▶ _EXERCISE GOAL_: Scan the data below for the string "components". Show every line where it turns up.
=-=-=-=-=
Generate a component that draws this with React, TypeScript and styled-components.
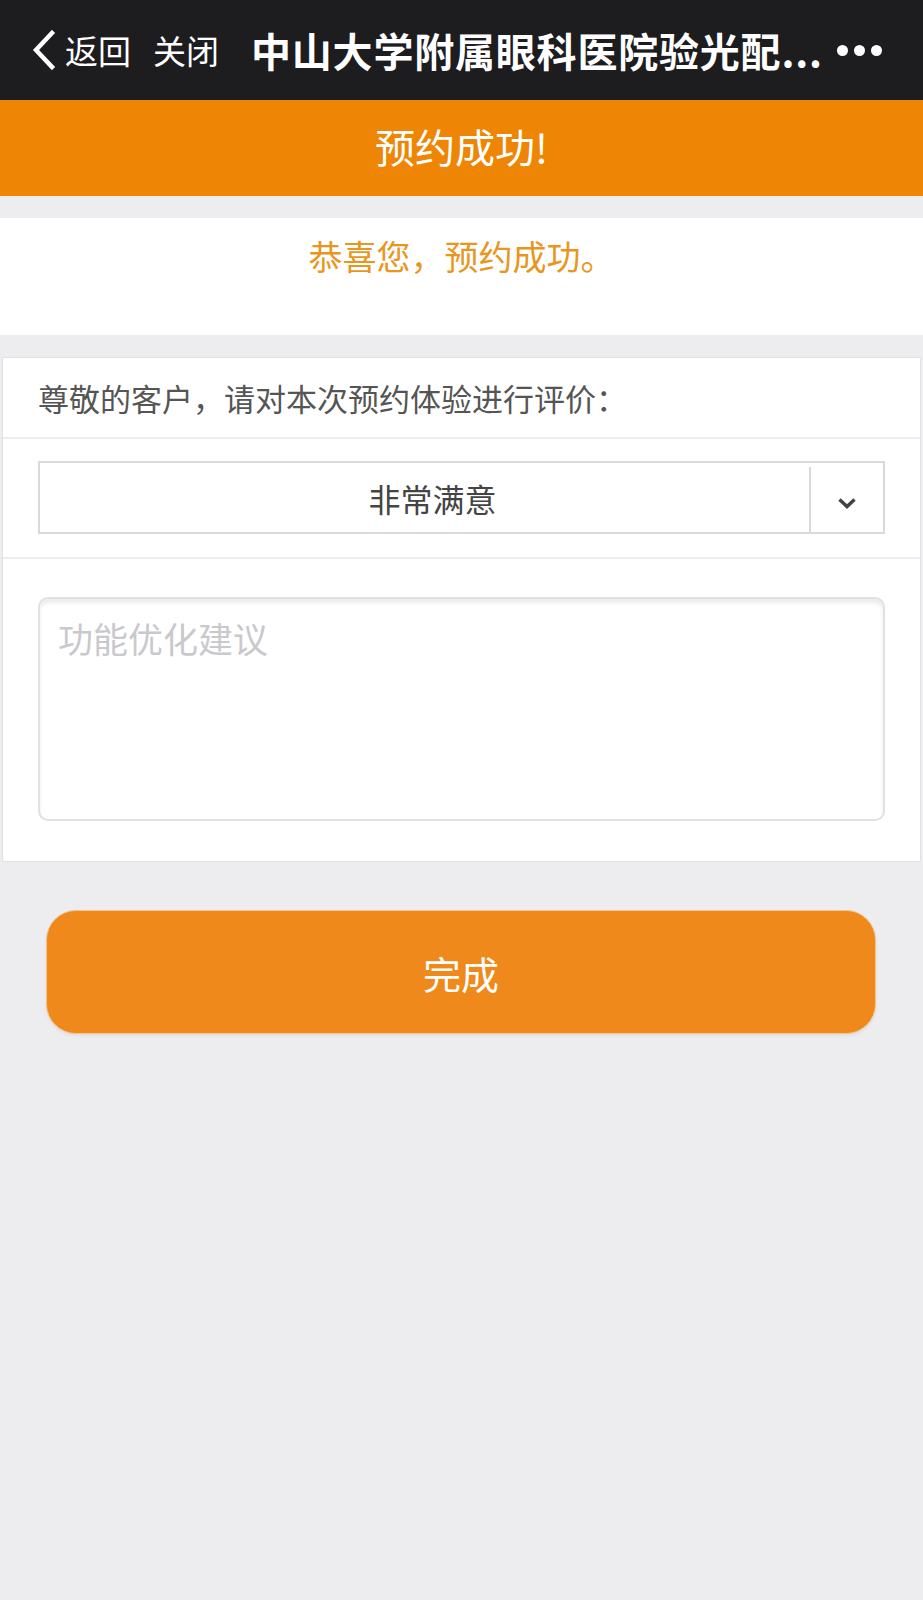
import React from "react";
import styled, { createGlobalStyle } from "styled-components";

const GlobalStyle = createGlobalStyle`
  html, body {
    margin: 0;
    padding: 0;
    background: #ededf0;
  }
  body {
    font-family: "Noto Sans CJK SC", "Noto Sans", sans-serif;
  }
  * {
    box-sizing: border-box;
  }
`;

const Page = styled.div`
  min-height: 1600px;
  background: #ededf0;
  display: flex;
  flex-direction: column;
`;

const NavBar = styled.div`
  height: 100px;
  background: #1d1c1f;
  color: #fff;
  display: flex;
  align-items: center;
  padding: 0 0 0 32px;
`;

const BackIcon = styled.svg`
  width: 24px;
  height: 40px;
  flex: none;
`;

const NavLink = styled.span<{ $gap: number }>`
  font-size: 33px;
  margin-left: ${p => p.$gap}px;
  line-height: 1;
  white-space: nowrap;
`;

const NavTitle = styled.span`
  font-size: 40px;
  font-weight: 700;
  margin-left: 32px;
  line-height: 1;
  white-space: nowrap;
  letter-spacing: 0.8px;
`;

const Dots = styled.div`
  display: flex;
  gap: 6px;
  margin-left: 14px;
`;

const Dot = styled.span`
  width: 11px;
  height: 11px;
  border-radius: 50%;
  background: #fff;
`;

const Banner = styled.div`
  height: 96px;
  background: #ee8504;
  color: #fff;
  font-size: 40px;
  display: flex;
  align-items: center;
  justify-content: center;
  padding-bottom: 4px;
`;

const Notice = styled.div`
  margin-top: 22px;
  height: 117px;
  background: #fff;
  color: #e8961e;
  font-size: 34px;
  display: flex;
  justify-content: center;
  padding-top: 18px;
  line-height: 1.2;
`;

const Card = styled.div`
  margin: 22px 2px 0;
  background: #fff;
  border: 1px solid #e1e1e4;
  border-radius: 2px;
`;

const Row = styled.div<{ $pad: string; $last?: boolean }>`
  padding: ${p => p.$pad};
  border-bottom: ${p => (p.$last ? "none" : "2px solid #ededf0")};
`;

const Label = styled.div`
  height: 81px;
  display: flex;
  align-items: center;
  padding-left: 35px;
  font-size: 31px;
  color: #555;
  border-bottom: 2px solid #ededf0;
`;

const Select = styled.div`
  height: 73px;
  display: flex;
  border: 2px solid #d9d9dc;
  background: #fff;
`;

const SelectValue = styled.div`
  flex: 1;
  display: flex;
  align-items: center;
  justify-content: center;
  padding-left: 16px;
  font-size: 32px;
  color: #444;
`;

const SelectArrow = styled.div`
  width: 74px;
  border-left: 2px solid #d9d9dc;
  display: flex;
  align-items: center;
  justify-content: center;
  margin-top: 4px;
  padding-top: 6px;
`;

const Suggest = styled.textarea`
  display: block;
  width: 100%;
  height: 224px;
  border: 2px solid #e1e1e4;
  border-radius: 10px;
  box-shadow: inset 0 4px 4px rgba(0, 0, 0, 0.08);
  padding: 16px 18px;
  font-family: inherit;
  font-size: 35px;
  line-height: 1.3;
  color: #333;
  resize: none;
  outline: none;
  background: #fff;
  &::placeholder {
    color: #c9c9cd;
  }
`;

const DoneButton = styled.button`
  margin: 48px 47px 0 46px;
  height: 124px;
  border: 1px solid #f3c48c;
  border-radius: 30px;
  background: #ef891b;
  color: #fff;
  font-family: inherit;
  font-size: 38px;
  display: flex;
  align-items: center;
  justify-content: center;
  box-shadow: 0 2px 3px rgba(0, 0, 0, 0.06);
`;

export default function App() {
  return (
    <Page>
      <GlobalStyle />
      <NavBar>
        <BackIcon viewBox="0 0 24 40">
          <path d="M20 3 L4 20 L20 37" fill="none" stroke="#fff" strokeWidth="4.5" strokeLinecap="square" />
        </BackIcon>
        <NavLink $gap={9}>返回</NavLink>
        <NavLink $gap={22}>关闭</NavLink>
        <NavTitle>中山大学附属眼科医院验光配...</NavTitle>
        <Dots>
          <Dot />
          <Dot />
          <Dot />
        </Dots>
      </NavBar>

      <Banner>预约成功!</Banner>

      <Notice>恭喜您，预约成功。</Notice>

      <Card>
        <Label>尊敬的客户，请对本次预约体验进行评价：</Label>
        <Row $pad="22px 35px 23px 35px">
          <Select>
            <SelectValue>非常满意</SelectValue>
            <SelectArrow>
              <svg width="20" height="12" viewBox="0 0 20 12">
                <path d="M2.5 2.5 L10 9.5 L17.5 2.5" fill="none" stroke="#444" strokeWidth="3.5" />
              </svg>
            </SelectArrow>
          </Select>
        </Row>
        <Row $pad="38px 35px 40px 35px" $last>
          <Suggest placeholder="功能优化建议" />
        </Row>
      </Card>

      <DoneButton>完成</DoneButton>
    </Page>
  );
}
=-=-=-=-=
▶ _EXERCISE OUTPUT_:
Generate a component that draws this with React, TypeScript and styled-components.
import styled, { createGlobalStyle } from "styled-components";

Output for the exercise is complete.